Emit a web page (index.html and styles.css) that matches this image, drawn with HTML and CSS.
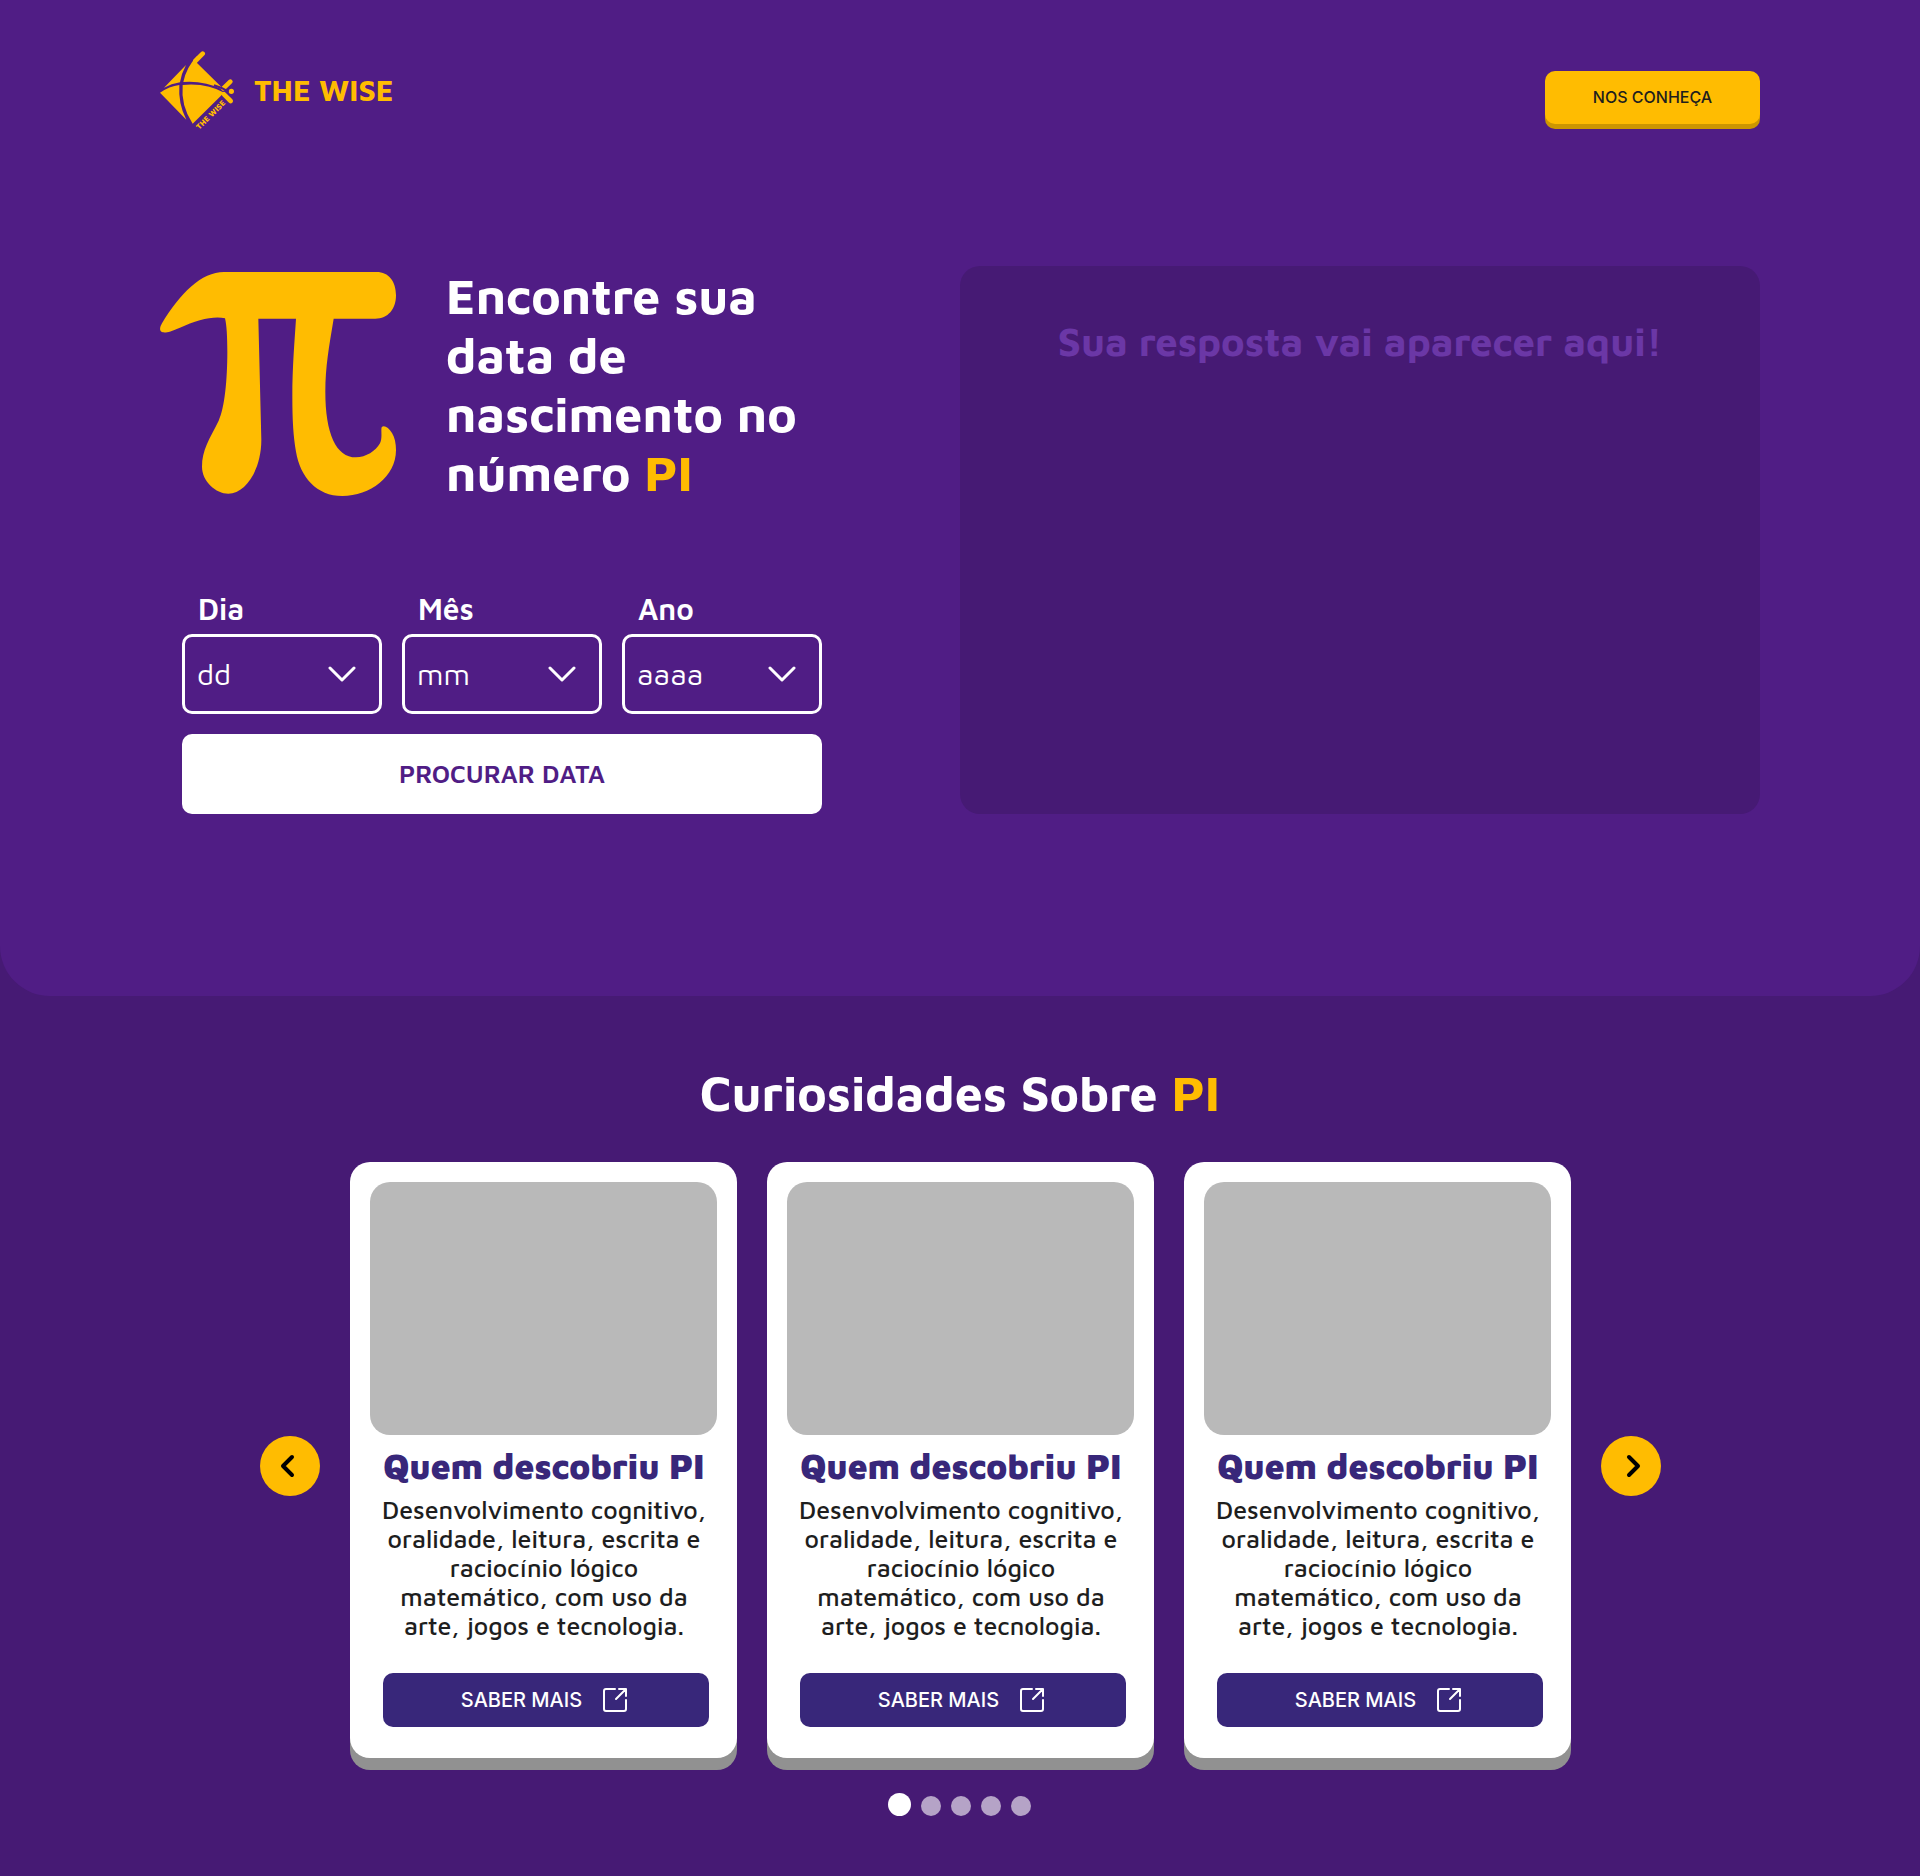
FILE: index.html
```html
<!DOCTYPE html>
<html lang="pt-BR">
<head>
<meta charset="utf-8">
<meta name="viewport" content="width=device-width, initial-scale=1">
<title>The Wise - Encontre sua data no PI</title>
<link rel="stylesheet" href="styles.css">
</head>
<body>
<div class="hero">
  <header class="header">
    <a class="brand" href="#">
      <svg class="brand-logo" viewBox="60 62 225 243" aria-hidden="true">
        <g fill="#ffbc01">
          <path d="M72 172 L138 104 Q124 130 120 156 Q94 160 72 172Z"/>
          <path d="M60 187 Q88 168 118 164 Q114 220 139 268Z"/>
          <path d="M130 155 Q138 112 172 76 L171 98 L242 168 L250 178 Q190 150 130 155Z"/>
          <path d="M128 164 Q200 157 256 189 L246 193 L158 280 Q122 226 128 164Z"/>
          <circle cx="274" cy="183" r="8"/>
        </g>
        <g fill="none" stroke="#ffbc01" stroke-linecap="round">
          <path stroke-width="14" d="M188 70 L166 92"/>
          <path stroke-width="14" d="M271 154 L250 174 M272 212 L252 192"/>
        </g>
        <path fill="none" stroke="#501d85" stroke-width="6" d="M222 165 Q246 172 266 184"/>
        <text class="brand-logo-text" transform="translate(178 299) rotate(-45)">THE WISE</text>
      </svg>
      <span class="brand-name">THE WISE</span>
    </a>
    <button class="about-button" type="button">NOS CONHEÇA</button>
  </header>

  <main class="search">
    <div class="search-main">
      <div class="intro">
        <svg class="pi" viewBox="30 66 708 672" role="img" aria-label="Pi">
          <path fill="#ffbc01" d="M222 66 H680 C716 66 738 94 738 136 C738 178 714 206 676 206 H551 C537 290 526 350 526 425 C526 550 558 622 618 622 C648 622 677 603 690 580 C698 563 692 540 695 532 C701 524 716 532 726 549 C734 562 738 580 738 600 C738 680 660 738 577 738 C500 738 450 680 438 605 C430 560 427 510 427 440 C427 350 434 270 438 206 H325 L334 570 C334 660 286 731 235 731 C198 731 156 694 156 650 C156 600 178 568 206 512 C224 474 232 390 232 306 C232 260 230 225 225 205 C190 197 142 210 88 234 C62 245 49 249 38 247 C26 244 30 230 36 220 C90 130 154 66 222 66Z"/>
        </svg>
        <h1 class="title">Encontre sua data de nascimento no número <span class="accent">PI</span></h1>
      </div>

      <form class="date-form">
        <div class="fields">
          <div class="field">
            <label class="field-label" for="dia">Dia</label>
            <div class="select-box">
              <select class="select" id="dia"><option>dd</option></select>
              <svg class="chevron" viewBox="0 0 28 16" aria-hidden="true"><path d="M2 2 L14 14 L26 2"/></svg>
            </div>
          </div>
          <div class="field">
            <label class="field-label" for="mes">Mês</label>
            <div class="select-box">
              <select class="select" id="mes"><option>mm</option></select>
              <svg class="chevron" viewBox="0 0 28 16" aria-hidden="true"><path d="M2 2 L14 14 L26 2"/></svg>
            </div>
          </div>
          <div class="field">
            <label class="field-label" for="ano">Ano</label>
            <div class="select-box">
              <select class="select" id="ano"><option>aaaa</option></select>
              <svg class="chevron" viewBox="0 0 28 16" aria-hidden="true"><path d="M2 2 L14 14 L26 2"/></svg>
            </div>
          </div>
        </div>
        <button class="submit" type="button">PROCURAR DATA</button>
      </form>
    </div>
    <section class="answer"><p class="answer-text">Sua resposta vai aparecer aqui!</p></section>
  </main>
</div>

<section class="facts">
  <h2 class="title">Curiosidades Sobre <span class="accent">PI</span></h2>
  <div class="carousel">
    <button class="arrow" type="button" aria-label="Anterior">
      <svg viewBox="0 0 60 60" aria-hidden="true"><path d="M32 21 L23 30 L32 39"/></svg>
    </button>
    <div class="cards">
      <article class="card">
        <div class="card-image"></div>
        <div class="card-text">
          <h3 class="card-title">Quem descobriu PI</h3>
          <p class="card-body">Desenvolvimento cognitivo, oralidade, leitura, escrita e raciocínio lógico matemático, com uso da arte, jogos e tecnologia.</p>
        </div>
        <a class="card-link" href="#">SABER MAIS
          <svg class="link-icon" viewBox="0 0 26 26" aria-hidden="true"><path d="M13 2 H4 Q2 2 2 4 V22 Q2 24 4 24 H22 Q24 24 24 22 V13 M17 2 H24 V9 M24 2 L14 12"/></svg>
        </a>
      </article>
      <article class="card">
        <div class="card-image"></div>
        <div class="card-text">
          <h3 class="card-title">Quem descobriu PI</h3>
          <p class="card-body">Desenvolvimento cognitivo, oralidade, leitura, escrita e raciocínio lógico matemático, com uso da arte, jogos e tecnologia.</p>
        </div>
        <a class="card-link" href="#">SABER MAIS
          <svg class="link-icon" viewBox="0 0 26 26" aria-hidden="true"><path d="M13 2 H4 Q2 2 2 4 V22 Q2 24 4 24 H22 Q24 24 24 22 V13 M17 2 H24 V9 M24 2 L14 12"/></svg>
        </a>
      </article>
      <article class="card">
        <div class="card-image"></div>
        <div class="card-text">
          <h3 class="card-title">Quem descobriu PI</h3>
          <p class="card-body">Desenvolvimento cognitivo, oralidade, leitura, escrita e raciocínio lógico matemático, com uso da arte, jogos e tecnologia.</p>
        </div>
        <a class="card-link" href="#">SABER MAIS
          <svg class="link-icon" viewBox="0 0 26 26" aria-hidden="true"><path d="M13 2 H4 Q2 2 2 4 V22 Q2 24 4 24 H22 Q24 24 24 22 V13 M17 2 H24 V9 M24 2 L14 12"/></svg>
        </a>
      </article>
    </div>
    <button class="arrow" type="button" aria-label="Próximo">
      <svg viewBox="0 0 60 60" aria-hidden="true"><path d="M28 21 L37 30 L28 39"/></svg>
    </button>
  </div>
  <div class="dots">
    <button class="dot dot-active" type="button" aria-label="Página 1"></button>
    <button class="dot" type="button" aria-label="Página 2"></button>
    <button class="dot" type="button" aria-label="Página 3"></button>
    <button class="dot" type="button" aria-label="Página 4"></button>
    <button class="dot" type="button" aria-label="Página 5"></button>
  </div>
</section>
</body>
</html>
```
FILE: styles.css
```css
* {
  box-sizing: border-box;
  margin: 0;
  padding: 0;
}

body {
  background: #461a74;
  color: #fff;
  font-family: "Maven Pro", Lato, sans-serif;
}

button {
  border: 0;
  font-family: inherit;
  cursor: pointer;
}

a {
  text-decoration: none;
}

.accent {
  color: #ffbc01;
}

.title {
  font-size: 50px;
  font-weight: 700;
  line-height: 59px;
}

/* Hero */
.hero {
  padding: 50px 160px 182px;
  background: #501d85;
  border-radius: 0 0 50px 50px;
}

.header {
  display: flex;
  justify-content: space-between;
  align-items: center;
  height: 82px;
  margin-bottom: 134px;
}

.brand {
  display: flex;
  align-items: center;
  gap: 19px;
  color: #ffbc01;
}

.brand-logo {
  width: 75px;
  height: 81px;
}

.brand-logo-text {
  fill: #ffbc01;
  font-size: 24px;
  font-weight: 800;
}

.brand-name {
  padding-bottom: 2px;
  font-size: 30px;
  font-weight: 700;
  line-height: 36px;
}

.about-button {
  width: 215px;
  height: 53px;
  margin-top: 12px;
  border-radius: 10px;
  background: #ffbc01;
  box-shadow: 0 5px 0 #cc9601;
  color: #1e1e1e;
  font-family: Inter, sans-serif;
  font-size: 16px;
  font-weight: 500;
}

.search {
  display: grid;
  grid-template-columns: 1fr 1fr;
}

.search-main {
  display: flex;
  flex-direction: column;
  justify-content: space-between;
  min-height: 548px;
}

.intro {
  display: flex;
  gap: 50px;
}

.pi {
  flex: none;
  width: 236px;
  height: 224px;
  margin-top: 6px;
}

.intro .title {
  max-width: 380px;
}

.date-form {
  display: flex;
  flex-direction: column;
  gap: 20px;
  width: 640px;
  margin-left: 22px;
}

.fields {
  display: grid;
  grid-template-columns: repeat(3, 1fr);
  gap: 20px;
}

.field {
  display: flex;
  flex-direction: column;
  gap: 7px;
}

.field-label {
  padding-left: 16px;
  font-size: 30px;
  font-weight: 600;
  line-height: 36px;
}

.select-box {
  position: relative;
}

.select {
  width: 100%;
  height: 80px;
  padding: 0 12px 2px;
  border: 3px solid #fff;
  border-radius: 10px;
  background: transparent;
  color: #fff;
  appearance: none;
  font-family: inherit;
  font-size: 30px;
  font-weight: 300;
}

.chevron {
  position: absolute;
  top: 32px;
  right: 26px;
  width: 28px;
  height: 16px;
  fill: none;
  stroke: #fff;
  stroke-width: 3;
  stroke-linecap: round;
  stroke-linejoin: round;
  pointer-events: none;
}

.submit {
  height: 80px;
  padding-bottom: 2px;
  border-radius: 10px;
  background: #fff;
  color: #501d85;
  font-size: 25px;
  font-weight: 600;
}

.answer {
  padding: 51px 40px;
  border-radius: 20px;
  background: #461a74;
}

.answer-text {
  color: #6b37a6;
  font-size: 40px;
  font-weight: 700;
  line-height: 48px;
  text-align: center;
}

/* Facts */
.facts {
  display: flex;
  flex-direction: column;
  align-items: center;
  padding: 67px 40px 60px;
}

.carousel {
  display: flex;
  align-items: center;
  gap: 30px;
  margin-top: 40px;
}

.arrow {
  flex: none;
  width: 60px;
  height: 60px;
  margin-top: 12px;
  border-radius: 50%;
  background: #ffbc01;
}

.arrow svg {
  display: block;
  fill: none;
  stroke: #000;
  stroke-width: 4;
  stroke-linecap: round;
  stroke-linejoin: round;
}

.cards {
  display: flex;
  gap: 30px;
}

.card {
  display: flex;
  flex-direction: column;
  width: 387px;
  padding: 20px 20px 31px;
  border-radius: 20px;
  background: #fff;
  box-shadow: 0 12px 0 #919191;
}

.card-image {
  height: 253px;
  border-radius: 20px;
  background: #b9b9b9;
}

.card-text {
  padding: 11px 10px 0 12px;
  text-align: center;
}

.card-title {
  color: #38277a;
  font-size: 35px;
  font-weight: 900;
  line-height: 40px;
}

.card-body {
  margin-top: 9px;
  color: #1e1e1e;
  font-size: 25px;
  font-weight: 500;
  line-height: 29px;
}

.card-link {
  display: flex;
  align-items: center;
  justify-content: center;
  gap: 20px;
  height: 54px;
  margin: 33px 8px 0 13px;
  padding-right: 2px;
  border-radius: 10px;
  background: #38277a;
  color: #fff;
  font-family: Inter, sans-serif;
  font-size: 20px;
  font-weight: 500;
}

.link-icon {
  width: 26px;
  height: 26px;
  fill: none;
  stroke: #fff;
  stroke-width: 2;
  stroke-linecap: round;
  stroke-linejoin: round;
}

.dots {
  display: flex;
  align-items: flex-end;
  gap: 10px;
  margin-top: 35px;
  padding-right: 2px;
}

.dot {
  width: 20px;
  height: 20px;
  border-radius: 50%;
  background: #b5a3c7;
}

.dot-active {
  width: 23px;
  height: 23px;
  background: #fff;
}
```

------------

◆ **Task description**:
Using the material above, report each line where "index" occurs.

◆ **Result**:
Emit a web page (index.html and styles.css) that matches this image, drawn with HTML and CSS.
FILE: index.html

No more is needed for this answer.